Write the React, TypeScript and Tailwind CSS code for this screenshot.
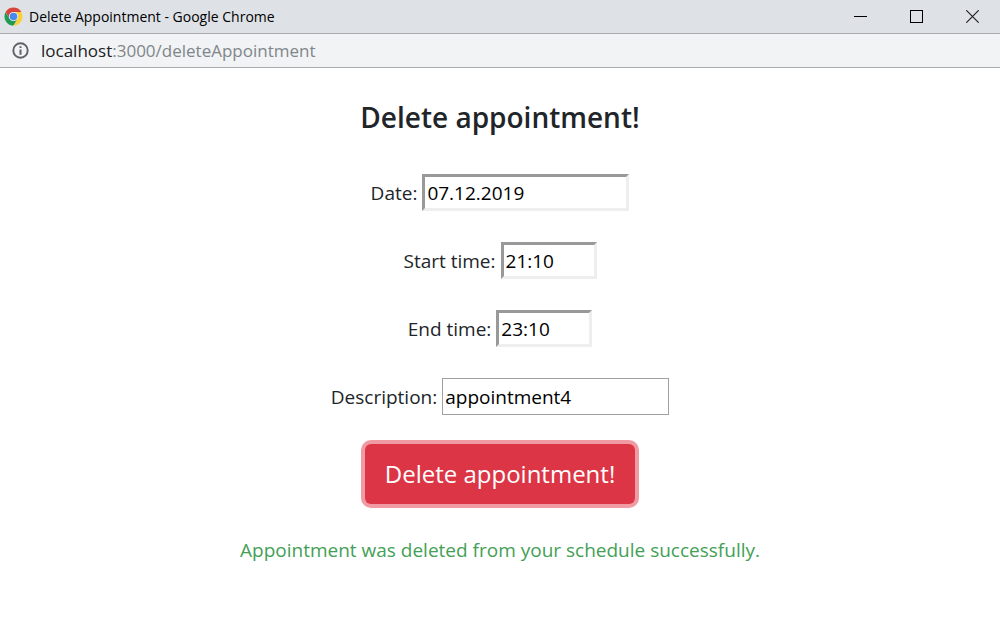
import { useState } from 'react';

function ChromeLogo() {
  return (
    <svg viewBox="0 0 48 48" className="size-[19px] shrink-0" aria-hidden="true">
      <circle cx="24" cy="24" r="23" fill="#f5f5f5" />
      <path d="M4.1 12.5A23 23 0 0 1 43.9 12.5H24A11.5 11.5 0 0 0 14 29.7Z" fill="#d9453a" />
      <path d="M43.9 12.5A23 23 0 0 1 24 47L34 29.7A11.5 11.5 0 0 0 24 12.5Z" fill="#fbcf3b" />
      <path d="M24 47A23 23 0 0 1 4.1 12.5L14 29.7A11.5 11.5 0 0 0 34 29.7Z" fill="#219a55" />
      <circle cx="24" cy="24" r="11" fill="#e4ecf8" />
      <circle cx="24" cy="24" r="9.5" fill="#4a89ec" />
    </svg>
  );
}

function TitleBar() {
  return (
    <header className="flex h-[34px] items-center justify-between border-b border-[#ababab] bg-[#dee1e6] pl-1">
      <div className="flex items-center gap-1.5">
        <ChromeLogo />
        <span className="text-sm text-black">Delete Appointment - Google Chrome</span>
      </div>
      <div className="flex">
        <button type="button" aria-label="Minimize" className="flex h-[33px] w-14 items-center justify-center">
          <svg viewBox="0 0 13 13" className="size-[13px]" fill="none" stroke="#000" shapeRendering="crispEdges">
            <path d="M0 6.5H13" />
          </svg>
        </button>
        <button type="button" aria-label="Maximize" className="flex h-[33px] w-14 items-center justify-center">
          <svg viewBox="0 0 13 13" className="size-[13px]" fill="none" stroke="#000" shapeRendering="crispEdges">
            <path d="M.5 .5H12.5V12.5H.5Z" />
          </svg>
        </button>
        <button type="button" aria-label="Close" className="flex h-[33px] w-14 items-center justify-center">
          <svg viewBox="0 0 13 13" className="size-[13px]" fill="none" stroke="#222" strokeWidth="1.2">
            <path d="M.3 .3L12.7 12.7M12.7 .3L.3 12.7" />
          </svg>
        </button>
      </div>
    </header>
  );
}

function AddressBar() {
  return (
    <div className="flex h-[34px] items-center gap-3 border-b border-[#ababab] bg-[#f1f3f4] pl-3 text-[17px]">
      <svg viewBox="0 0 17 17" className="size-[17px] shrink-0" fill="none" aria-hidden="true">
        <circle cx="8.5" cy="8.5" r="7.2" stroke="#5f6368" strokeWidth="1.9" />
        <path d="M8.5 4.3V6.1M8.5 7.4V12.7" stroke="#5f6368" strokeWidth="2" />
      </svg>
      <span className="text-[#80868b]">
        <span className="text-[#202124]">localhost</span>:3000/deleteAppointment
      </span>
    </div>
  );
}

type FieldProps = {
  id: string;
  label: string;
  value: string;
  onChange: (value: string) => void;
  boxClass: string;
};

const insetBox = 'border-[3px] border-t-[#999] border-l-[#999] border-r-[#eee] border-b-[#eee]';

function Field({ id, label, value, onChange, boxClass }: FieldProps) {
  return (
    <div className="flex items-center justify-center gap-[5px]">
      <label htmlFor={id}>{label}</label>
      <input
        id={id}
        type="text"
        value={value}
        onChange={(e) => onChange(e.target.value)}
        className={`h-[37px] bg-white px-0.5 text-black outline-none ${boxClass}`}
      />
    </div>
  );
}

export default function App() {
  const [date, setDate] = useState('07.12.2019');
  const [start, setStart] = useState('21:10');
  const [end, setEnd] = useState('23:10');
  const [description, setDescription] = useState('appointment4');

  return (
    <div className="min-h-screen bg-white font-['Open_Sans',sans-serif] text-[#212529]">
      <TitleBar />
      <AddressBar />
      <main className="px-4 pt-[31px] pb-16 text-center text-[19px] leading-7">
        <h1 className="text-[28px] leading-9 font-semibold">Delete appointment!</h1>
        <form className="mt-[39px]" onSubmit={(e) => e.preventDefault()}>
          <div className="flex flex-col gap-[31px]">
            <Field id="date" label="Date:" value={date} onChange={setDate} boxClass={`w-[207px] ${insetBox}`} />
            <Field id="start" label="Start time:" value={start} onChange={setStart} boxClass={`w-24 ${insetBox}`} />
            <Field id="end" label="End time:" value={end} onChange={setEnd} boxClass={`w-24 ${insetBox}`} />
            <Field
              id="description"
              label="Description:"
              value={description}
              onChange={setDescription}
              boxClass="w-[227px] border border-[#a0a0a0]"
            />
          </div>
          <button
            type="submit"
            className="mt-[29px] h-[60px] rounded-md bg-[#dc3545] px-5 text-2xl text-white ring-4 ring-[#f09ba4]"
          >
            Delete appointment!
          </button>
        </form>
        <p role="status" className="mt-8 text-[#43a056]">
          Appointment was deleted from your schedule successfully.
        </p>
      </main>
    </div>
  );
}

- [GIVEN INSTRUCTION] Give all the lines above again, character for character, without pictures.

- [THE RESPONSE]
Write the React, TypeScript and Tailwind CSS code for this screenshot.
import { useState } from 'react';

function ChromeLogo() {
  return (
    <svg viewBox="0 0 48 48" className="size-[19px] shrink-0" aria-hidden="true">
      <circle cx="24" cy="24" r="23" fill="#f5f5f5" />
      <path d="M4.1 12.5A23 23 0 0 1 43.9 12.5H24A11.5 11.5 0 0 0 14 29.7Z" fill="#d9453a" />
      <path d="M43.9 12.5A23 23 0 0 1 24 47L34 29.7A11.5 11.5 0 0 0 24 12.5Z" fill="#fbcf3b" />
      <path d="M24 47A23 23 0 0 1 4.1 12.5L14 29.7A11.5 11.5 0 0 0 34 29.7Z" fill="#219a55" />
      <circle cx="24" cy="24" r="11" fill="#e4ecf8" />
      <circle cx="24" cy="24" r="9.5" fill="#4a89ec" />
    </svg>
  );
}

function TitleBar() {
  return (
    <header className="flex h-[34px] items-center justify-between border-b border-[#ababab] bg-[#dee1e6] pl-1">
      <div className="flex items-center gap-1.5">
        <ChromeLogo />
        <span className="text-sm text-black">Delete Appointment - Google Chrome</span>
      </div>
      <div className="flex">
        <button type="button" aria-label="Minimize" className="flex h-[33px] w-14 items-center justify-center">
          <svg viewBox="0 0 13 13" className="size-[13px]" fill="none" stroke="#000" shapeRendering="crispEdges">
            <path d="M0 6.5H13" />
          </svg>
        </button>
        <button type="button" aria-label="Maximize" className="flex h-[33px] w-14 items-center justify-center">
          <svg viewBox="0 0 13 13" className="size-[13px]" fill="none" stroke="#000" shapeRendering="crispEdges">
            <path d="M.5 .5H12.5V12.5H.5Z" />
          </svg>
        </button>
        <button type="button" aria-label="Close" className="flex h-[33px] w-14 items-center justify-center">
          <svg viewBox="0 0 13 13" className="size-[13px]" fill="none" stroke="#222" strokeWidth="1.2">
            <path d="M.3 .3L12.7 12.7M12.7 .3L.3 12.7" />
          </svg>
        </button>
      </div>
    </header>
  );
}

function AddressBar() {
  return (
    <div className="flex h-[34px] items-center gap-3 border-b border-[#ababab] bg-[#f1f3f4] pl-3 text-[17px]">
      <svg viewBox="0 0 17 17" className="size-[17px] shrink-0" fill="none" aria-hidden="true">
        <circle cx="8.5" cy="8.5" r="7.2" stroke="#5f6368" strokeWidth="1.9" />
        <path d="M8.5 4.3V6.1M8.5 7.4V12.7" stroke="#5f6368" strokeWidth="2" />
      </svg>
      <span className="text-[#80868b]">
        <span className="text-[#202124]">localhost</span>:3000/deleteAppointment
      </span>
    </div>
  );
}

type FieldProps = {
  id: string;
  label: string;
  value: string;
  onChange: (value: string) => void;
  boxClass: string;
};

const insetBox = 'border-[3px] border-t-[#999] border-l-[#999] border-r-[#eee] border-b-[#eee]';

function Field({ id, label, value, onChange, boxClass }: FieldProps) {
  return (
    <div className="flex items-center justify-center gap-[5px]">
      <label htmlFor={id}>{label}</label>
      <input
        id={id}
        type="text"
        value={value}
        onChange={(e) => onChange(e.target.value)}
        className={`h-[37px] bg-white px-0.5 text-black outline-none ${boxClass}`}
      />
    </div>
  );
}

export default function App() {
  const [date, setDate] = useState('07.12.2019');
  const [start, setStart] = useState('21:10');
  const [end, setEnd] = useState('23:10');
  const [description, setDescription] = useState('appointment4');

  return (
    <div className="min-h-screen bg-white font-['Open_Sans',sans-serif] text-[#212529]">
      <TitleBar />
      <AddressBar />
      <main className="px-4 pt-[31px] pb-16 text-center text-[19px] leading-7">
        <h1 className="text-[28px] leading-9 font-semibold">Delete appointment!</h1>
        <form className="mt-[39px]" onSubmit={(e) => e.preventDefault()}>
          <div className="flex flex-col gap-[31px]">
            <Field id="date" label="Date:" value={date} onChange={setDate} boxClass={`w-[207px] ${insetBox}`} />
            <Field id="start" label="Start time:" value={start} onChange={setStart} boxClass={`w-24 ${insetBox}`} />
            <Field id="end" label="End time:" value={end} onChange={setEnd} boxClass={`w-24 ${insetBox}`} />
            <Field
              id="description"
              label="Description:"
              value={description}
              onChange={setDescription}
              boxClass="w-[227px] border border-[#a0a0a0]"
            />
          </div>
          <button
            type="submit"
            className="mt-[29px] h-[60px] rounded-md bg-[#dc3545] px-5 text-2xl text-white ring-4 ring-[#f09ba4]"
          >
            Delete appointment!
          </button>
        </form>
        <p role="status" className="mt-8 text-[#43a056]">
          Appointment was deleted from your schedule successfully.
        </p>
      </main>
    </div>
  );
}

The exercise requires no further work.